ぼくは、叱られるのがそんなに嫌いじゃない。   

ある時、なにげなく非常ベルを押した。予想どおり大さわぎになった。                 

また、チャンスがあれば、実行したいと思った。

 ぼくは、非常ベルが気になり出した。バスの乗ったとたん、すぐに気になるのだ.          やめよう、やめよう、どうせ、止められる。叱られるのがオチだ、とわかっていても、ついつい手がのびる。そして叱られる。けど、バスに乗るとどうしようもなく、ぼくの気持ちは、ベルにむいてしまう。

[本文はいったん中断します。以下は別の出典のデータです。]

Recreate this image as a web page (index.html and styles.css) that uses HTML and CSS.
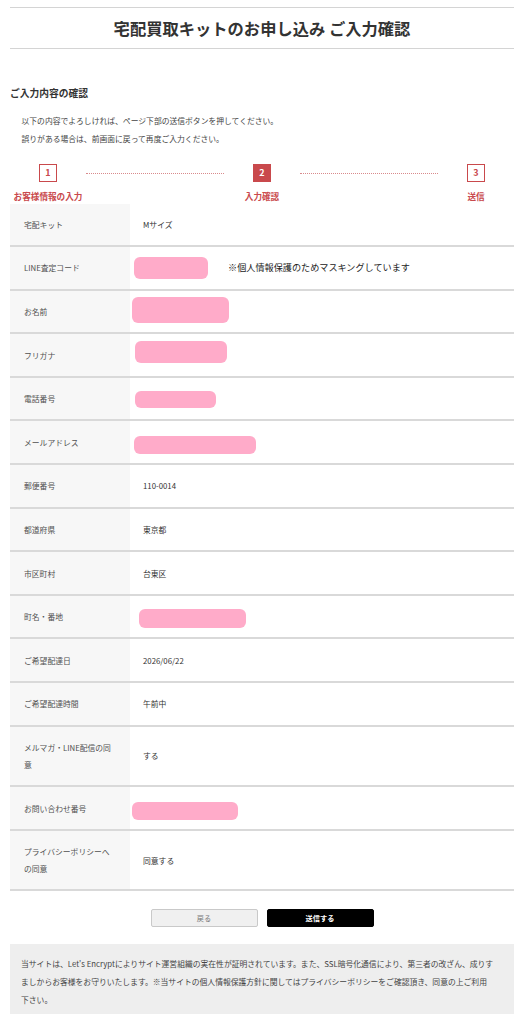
FILE: index.html
```html
<!DOCTYPE html>
<html lang="ja">
<head>
<meta charset="utf-8">
<title>宅配買取キットのお申し込み ご入力確認</title>
<link rel="stylesheet" href="styles.css">
</head>
<body>
<div class="page">
  <header class="header">
    <h1>宅配買取キットのお申し込み ご入力確認</h1>
  </header>

  <h2 class="section-title">ご入力内容の確認</h2>
  <div class="intro">
    <p>以下の内容でよろしければ、ページ下部の送信ボタンを押してください。</p>
    <p>誤りがある場合は、前画面に戻って再度ご入力ください。</p>
  </div>

  <div class="steps">
    <div class="step">
      <span class="num">1</span>
      <span class="step-label">お客様情報の入力</span>
    </div>
    <div class="step-line"></div>
    <div class="step current">
      <span class="num">2</span>
      <span class="step-label">入力確認</span>
    </div>
    <div class="step-line"></div>
    <div class="step">
      <span class="num">3</span>
      <span class="step-label">送信</span>
    </div>
  </div>

  <div class="table">
    <div class="row">
      <div class="label">宅配キット</div>
      <div class="value"><span class="val-text">Mサイズ</span></div>
    </div>
    <div class="row">
      <div class="label">LINE査定コード</div>
      <div class="value"><span class="mask mask-line"></span><span class="note">※個人情報保護のためマスキングしています</span></div>
    </div>
    <div class="row">
      <div class="label">お名前</div>
      <div class="value"><span class="mask mask-name"></span></div>
    </div>
    <div class="row">
      <div class="label">フリガナ</div>
      <div class="value"><span class="mask mask-kana"></span></div>
    </div>
    <div class="row">
      <div class="label">電話番号</div>
      <div class="value"><span class="mask mask-tel"></span></div>
    </div>
    <div class="row">
      <div class="label">メールアドレス</div>
      <div class="value"><span class="mask mask-mail"></span></div>
    </div>
    <div class="row">
      <div class="label">郵便番号</div>
      <div class="value"><span class="val-text">110-0014</span></div>
    </div>
    <div class="row">
      <div class="label">都道府県</div>
      <div class="value"><span class="val-text">東京都</span></div>
    </div>
    <div class="row">
      <div class="label">市区町村</div>
      <div class="value"><span class="val-text">台東区</span></div>
    </div>
    <div class="row">
      <div class="label">町名・番地</div>
      <div class="value"><span class="mask mask-addr"></span></div>
    </div>
    <div class="row">
      <div class="label">ご希望配達日</div>
      <div class="value"><span class="val-text">2026/06/22</span></div>
    </div>
    <div class="row">
      <div class="label">ご希望配達時間</div>
      <div class="value"><span class="val-text">午前中</span></div>
    </div>
    <div class="row">
      <div class="label">メルマガ・LINE配信の同意</div>
      <div class="value"><span class="val-text">する</span></div>
    </div>
    <div class="row">
      <div class="label">お問い合わせ番号</div>
      <div class="value"><span class="mask mask-inq"></span></div>
    </div>
    <div class="row">
      <div class="label">プライバシーポリシーへの同意</div>
      <div class="value"><span class="val-text">同意する</span></div>
    </div>
  </div>

  <div class="actions">
    <button class="btn btn-back" type="button">戻る</button>
    <button class="btn btn-submit" type="button">送信する</button>
  </div>

  <div class="notice">当サイトは、Let's Encryptによりサイト運営組織の実在性が証明されています。また、SSL暗号化通信により、第三者の改ざん、成りす<br>ましからお客様をお守りいたします。※当サイトの個人情報保護方針に関してはプライバシーポリシーをご確認頂き、同意の上ご利用<br>下さい。</div>
</div>
</body>
</html>
```

FILE: styles.css
```css
* {
  box-sizing: border-box;
}

body {
  margin: 0;
  background: #ffffff;
  color: #444444;
  font-family: "Noto Sans CJK JP", "Noto Sans", sans-serif;
}

.page {
  padding: 7px 12px 0 10px;
}

.header {
  border-top: 1.5px solid #d4d4d4;
  border-bottom: 1.5px solid #d4d4d4;
  padding: 8.5px 0;
  text-align: center;
}

.header h1 {
  margin: 0;
  font-size: 16.3px;
  line-height: 23px;
  font-weight: 700;
  color: #333333;
}

.section-title {
  margin: 36.5px 0 0;
  font-size: 9.75px;
  line-height: 14px;
  font-weight: 700;
  color: #333333;
}

.intro {
  margin-top: 12px;
  padding-left: 11.5px;
  font-size: 7.8px;
  line-height: 18px;
  color: #444444;
}

.intro p {
  margin: 0;
}

.steps {
  display: flex;
  align-items: flex-start;
  margin-top: 16px;
}

.step {
  width: 76px;
  display: flex;
  flex-direction: column;
  align-items: center;
}

.num {
  width: 18px;
  height: 18px;
  border: 1px solid #c9494c;
  color: #c9494c;
  font-size: 9px;
  font-weight: 700;
  line-height: 16px;
  text-align: center;
}

.step.current .num {
  background: #c9494c;
  color: #ffffff;
}

.step-label {
  margin-top: 8px;
  font-size: 8.6px;
  line-height: 12px;
  font-weight: 700;
  color: #c9494c;
  white-space: nowrap;
}

.step-line {
  flex: 1;
  margin-top: 9px;
  border-top: 1px dotted #d98a8c;
}

.table {
  margin-top: 2px;
}

.row {
  display: grid;
  grid-template-columns: 120px 1fr;
  border-bottom: 2px solid #d9d9d9;
}

.label {
  background: #f7f7f7;
  padding: 12.3px 14px 12.3px 14px;
  font-size: 7.8px;
  line-height: 17px;
  color: #505050;
}

.value {
  display: flex;
  align-items: center;
  font-size: 7.8px;
  line-height: 17px;
  color: #333333;
}

.val-text {
  padding-left: 13px;
}

.mask {
  display: block;
  flex: none;
  background: #ffabc9;
  border-radius: 6px;
}

.mask-line {
  margin-left: 4px;
  width: 74px;
  height: 22px;
  margin-top: 1px;
}

.mask-name {
  margin-left: 2px;
  width: 97px;
  height: 26px;
  margin-bottom: 2px;
}

.mask-kana {
  margin-left: 5px;
  width: 92px;
  height: 22px;
  margin-bottom: 7px;
}

.mask-tel {
  margin-left: 5px;
  width: 81px;
  height: 17px;
  margin-top: 1px;
}

.mask-mail {
  margin-left: 4px;
  width: 122px;
  height: 18px;
  margin-top: 5px;
}

.mask-addr {
  margin-left: 9px;
  width: 107px;
  height: 19px;
  margin-top: 4px;
}

.mask-inq {
  margin-left: 2px;
  width: 106px;
  height: 18px;
  margin-top: 6px;
}

.note {
  margin-left: 20px;
  font-size: 9.15px;
  font-weight: 400;
  color: #222222;
}

.actions {
  display: flex;
  justify-content: center;
  gap: 9px;
  margin-top: 18px;
}

.btn {
  width: 107px;
  height: 18px;
  padding: 0;
  border-radius: 2px;
  font-family: "Noto Sans CJK JP", "Noto Sans", sans-serif;
  font-size: 7.2px;
  line-height: 16px;
}

.btn-back {
  background: #f0f0f0;
  border: 1px solid #c9c9c9;
  color: #777777;
}

.btn-submit {
  background: #000000;
  border: 1px solid #000000;
  color: #ffffff;
  font-weight: 700;
}

.notice {
  margin-top: 17px;
  background: #eeeeee;
  padding: 11px 10px 5px 11px;
  font-size: 7.8px;
  line-height: 18px;
  color: #444444;
}
```
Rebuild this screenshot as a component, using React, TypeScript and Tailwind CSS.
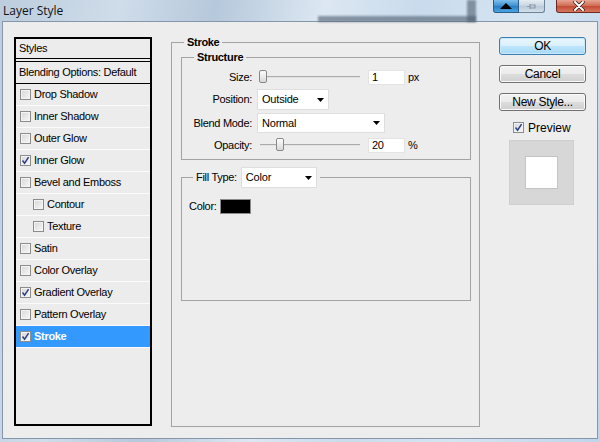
import React from "react";

const UI = "font-['Liberation_Sans',Arial,sans-serif] text-[11px] tracking-[-0.3px] text-black";

const LAYER_STYLES: { label: string; checked?: boolean; indent?: boolean; selected?: boolean }[] = [
  { label: "Drop Shadow" },
  { label: "Inner Shadow" },
  { label: "Outer Glow" },
  { label: "Inner Glow", checked: true },
  { label: "Bevel and Emboss" },
  { label: "Contour", indent: true },
  { label: "Texture", indent: true },
  { label: "Satin" },
  { label: "Color Overlay" },
  { label: "Gradient Overlay", checked: true },
  { label: "Pattern Overlay" },
  { label: "Stroke", checked: true, selected: true },
];

function Checkbox({ checked }: { checked?: boolean }) {
  return (
    <span className="flex h-[11px] w-[11px] shrink-0 items-center justify-center border border-[#8c8c8c] bg-[linear-gradient(135deg,#d6d6d6,#f8f8f8)] shadow-[inset_0_0_0_1px_#f4f4f4]">
      {checked && (
        <svg width="9" height="9" viewBox="0 0 9 9" aria-hidden="true">
          <path d="M1.5 4.5 L3.6 7.2 L7.6 1.2" fill="none" stroke="#2b3f86" strokeWidth={1.5} />
        </svg>
      )}
    </span>
  );
}

function Arrow() {
  return (
    <svg width="7" height="4" viewBox="0 0 7 4" aria-hidden="true">
      <path d="M0 0 H7 L3.5 4 Z" fill="#000" />
    </svg>
  );
}

function Dropdown({ value, width, height }: { value: string; width: string; height: string }) {
  return (
    <div className={`flex items-center justify-between border border-[#dedede] bg-white pl-[4px] pr-[4px] ${width} ${height}`}>
      <span className="tracking-[-0.2px]">{value}</span>
      <Arrow />
    </div>
  );
}

function Slider({ thumb }: { thumb: string }) {
  return (
    <div className="relative ml-[3px] h-[16px] w-[100px]">
      <div className="absolute left-0 right-0 top-[7px] h-[2px] border-t border-[#ababab] bg-[#e2e2e2]" />
      <div className={`absolute top-[1px] h-[13px] w-[8px] rounded-[2px] border border-[#888] bg-[linear-gradient(#fdfdfd,#d9d9d9)] ${thumb}`} />
    </div>
  );
}

function NumBox({ value }: { value: string }) {
  return (
    <div className="ml-[8px] flex h-[15px] w-[37px] items-center border border-[#e4e4e4] bg-white pl-[3px]">{value}</div>
  );
}

function Button({ label, focused }: { label: string; focused?: boolean }) {
  return (
    <div
      className={`flex h-[18px] w-[87px] items-center justify-center rounded-[3px] border font-['Liberation_Sans',Arial,sans-serif] text-[12px] text-black ${
        focused
          ? "border-[#3c7fb1] bg-[linear-gradient(#eaf6fd,#d9f0fc_50%,#bee6fd_51%,#a7d9f5)] shadow-[inset_0_0_0_1px_#c6e8fa]"
          : "border-[#707070] bg-[linear-gradient(#f2f2f2,#ebebeb_50%,#dddddd_51%,#cfcfcf)] shadow-[inset_0_0_0_1px_#fbfbfb]"
      }`}
    >
      {label}
    </div>
  );
}

export default function App() {
  return (
    <div className="relative flex h-[442px] w-[600px] flex-col overflow-hidden bg-[linear-gradient(100deg,#bccddd_0%,#cfdcea_18%,#b6c8db_32%,#dce7f2_48%,#c9dbec_62%,#d5e4f1_78%,#bfd5ea_100%)]">
      {/* Title bar */}
      <div className="relative h-[21px] shrink-0">
        <div className="absolute left-[318px] top-[16px] h-[6px] w-[158px] bg-[#4b5b6c]/60 blur-[1px]" />
        <div className="absolute left-[467px] top-0 h-[22px] w-[9px] bg-[#4b5b6c]/60 blur-[1px]" />
        <span className="absolute left-[3px] top-[3px] font-['Open_Sans',sans-serif] text-[12px] leading-[15px] text-[#111]">Layer Style</span>
        <div className="absolute left-[493px] top-0 flex h-[13px] w-[26px] items-center justify-center rounded-bl-[3px] border border-t-0 border-[#2c5b86] bg-[linear-gradient(#7fc0ee,#3b8fd0_50%,#2a7bc0_51%,#4aa6e4)]">
          <svg width="12" height="6" viewBox="0 0 12 6" aria-hidden="true">
            <path d="M0 6 L6 0 L12 6 Z" fill="#000" />
          </svg>
        </div>
        <div className="absolute left-[519px] top-0 flex h-[13px] w-[26px] items-center justify-center rounded-br-[3px] border border-l-0 border-t-0 border-[#6f8397] bg-[linear-gradient(#e6edf4,#c7d4e1_50%,#b8c8d8_51%,#d4e0ea)]">
          <svg width="12" height="9" viewBox="0 0 12 9" aria-hidden="true">
            <path d="M1 4.5 H4 M4 2 V7 M4 3 H9 V6 H4 M9 2.5 V6.5" fill="none" stroke="#8e9aa6" strokeWidth={1.2} />
          </svg>
        </div>
        <div className="absolute left-[556px] top-0 flex h-[13px] w-[46px] items-center justify-center rounded-bl-[3px] border border-t-0 border-[#6b2a22] bg-[linear-gradient(#e8a593,#cf6a52_50%,#c24a33_51%,#d8775f)]">
          <svg width="12" height="10" viewBox="0 0 12 10" aria-hidden="true">
            <path d="M2 1 L10 9 M10 1 L2 9" stroke="#2b1a18" strokeWidth={3.4} strokeLinecap="round" />
            <path d="M2 1 L10 9 M10 1 L2 9" stroke="#fff" strokeWidth={2} strokeLinecap="round" />
          </svg>
        </div>
      </div>

      {/* Client area */}
      <div className={`mx-[2px] flex h-[418px] shrink-0 border border-[#8596aa] bg-[#ededed] pl-[11px] pt-[15px] ${UI}`}>
        {/* Styles list */}
        <div className="flex h-[389px] w-[138px] shrink-0 flex-col border-2 border-black bg-[#ececec]">
          <div className="flex h-[20px] items-center border-b border-black pl-[3px]">Styles</div>
          <div className="h-[2px]" />
          <div className="flex h-[23px] items-center border-y border-black pl-[3px]">Blending Options: Default</div>
          {LAYER_STYLES.map((s) => (
            <div
              key={s.label}
              className={`flex h-[22px] items-center gap-[3px] border-b border-[#fbfbfb] ${s.indent ? "pl-[17px]" : "pl-[4px]"} ${
                s.selected ? "bg-[#3399ff] font-bold text-white" : ""
              }`}
            >
              <Checkbox checked={s.checked} />
              <span>{s.label}</span>
            </div>
          ))}
        </div>

        {/* Stroke settings */}
        <fieldset className="ml-[19px] mt-[-1px] h-[391px] w-[309px] shrink-0 border border-[#a3a3a3]">
          <legend className="ml-[12px] px-[3px] text-[11px] font-bold leading-[13px]">Stroke</legend>

          <fieldset className="ml-[9px] mt-[2px] h-[109px] w-[290px] border border-[#a3a3a3]">
            <legend className="ml-[12px] px-[3px] font-bold leading-[13px]">Structure</legend>
            <div className="flex flex-col">
              <div className="mt-[5px] flex h-[16px] items-center">
                <span className="w-[70px] text-right">Size:</span>
                <span className="w-[5px]" />
                <Slider thumb="left-[-1px]" />
                <NumBox value="1" />
                <span className="ml-[3px]">px</span>
              </div>
              <div className="mt-[4px] flex h-[21px] items-center">
                <span className="w-[70px] text-right">Position:</span>
                <span className="w-[5px]" />
                <Dropdown value="Outside" width="w-[72px]" height="h-[21px]" />
              </div>
              <div className="mt-[3px] flex h-[20px] items-center">
                <span className="w-[70px] text-right">Blend Mode:</span>
                <span className="w-[5px]" />
                <Dropdown value="Normal" width="w-[128px]" height="h-[20px]" />
              </div>
              <div className="mt-[4px] flex h-[16px] items-center">
                <span className="w-[70px] text-right">Opacity:</span>
                <span className="w-[5px]" />
                <Slider thumb="left-[16px]" />
                <NumBox value="20" />
                <span className="ml-[3px]">%</span>
              </div>
            </div>
          </fieldset>

          <fieldset className="ml-[9px] mt-[7px] h-[134px] w-[290px] border border-[#a3a3a3]">
            <legend className="ml-[11px] flex items-center gap-[4px] px-[3px]">
              <span>Fill Type:</span>
              <Dropdown value="Color" width="w-[76px]" height="h-[21px]" />
            </legend>
            <div className="mt-[10px] flex items-center gap-[3px] pl-[7px]">
              <span>Color:</span>
              <span className="h-[15px] w-[31px] border border-[#8a8a8a] bg-black" />
            </div>
          </fieldset>
        </fieldset>

        {/* Buttons and preview */}
        <div className="ml-[19px] flex w-[87px] shrink-0 flex-col">
          <Button label="OK" focused />
          <div className="mt-[10px]">
            <Button label="Cancel" />
          </div>
          <div className="mt-[10px]">
            <Button label="New Style..." />
          </div>
          <div className="ml-[14px] mt-[10px] flex h-[13px] items-center gap-[4px] text-[12px] tracking-normal">
            <Checkbox checked />
            <span>Preview</span>
          </div>
          <div className="ml-[10px] mt-[6px] flex h-[65px] w-[65px] items-center justify-center border border-[#cfcfcf] bg-[#d7d7d7]">
            <div className="h-[33px] w-[33px] border border-[#c4c4c4] bg-white" />
          </div>
        </div>
      </div>
    </div>
  );
}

いっそのこと、あのベルがなくなれば、ぼくの気持ちはす~と、ラクになるのだが・・・

 3.2へのとりくみ(仮説)

   バスの非常ベルをなくすることはできない→非常ベル除去の逆バ-ジョン→自分では外せないシ-トベルト着用はどうか→しかし、事実上の拘束はB君の人権を侵害することにならないか→チャイルドシ-トやチャイルドロックは、人権侵害ではなく子どもの命を守るためにある→実際、立ち上がっている時、追突されたら彼自身大ケガを負う可能性がある→嫌なら彼は外すようにことばで伝えることができる。

 仮説「自分では外せないシ-トベルトに変更してみる」

4.仮説の検証方法

   非常ベルを鳴らす→バス内がパニックとなった回数をカウント。

5.実践の結果

   非常ベルのトラブル、以後0回。  以下、バスの介助員さんからの報告。

1.彼は自分から二重ロックのかかったシ-トベル席につく。

2.スキを伺っているようすもない。

3.介助員がロックを忘れていると自分からロックをかけるように要求する。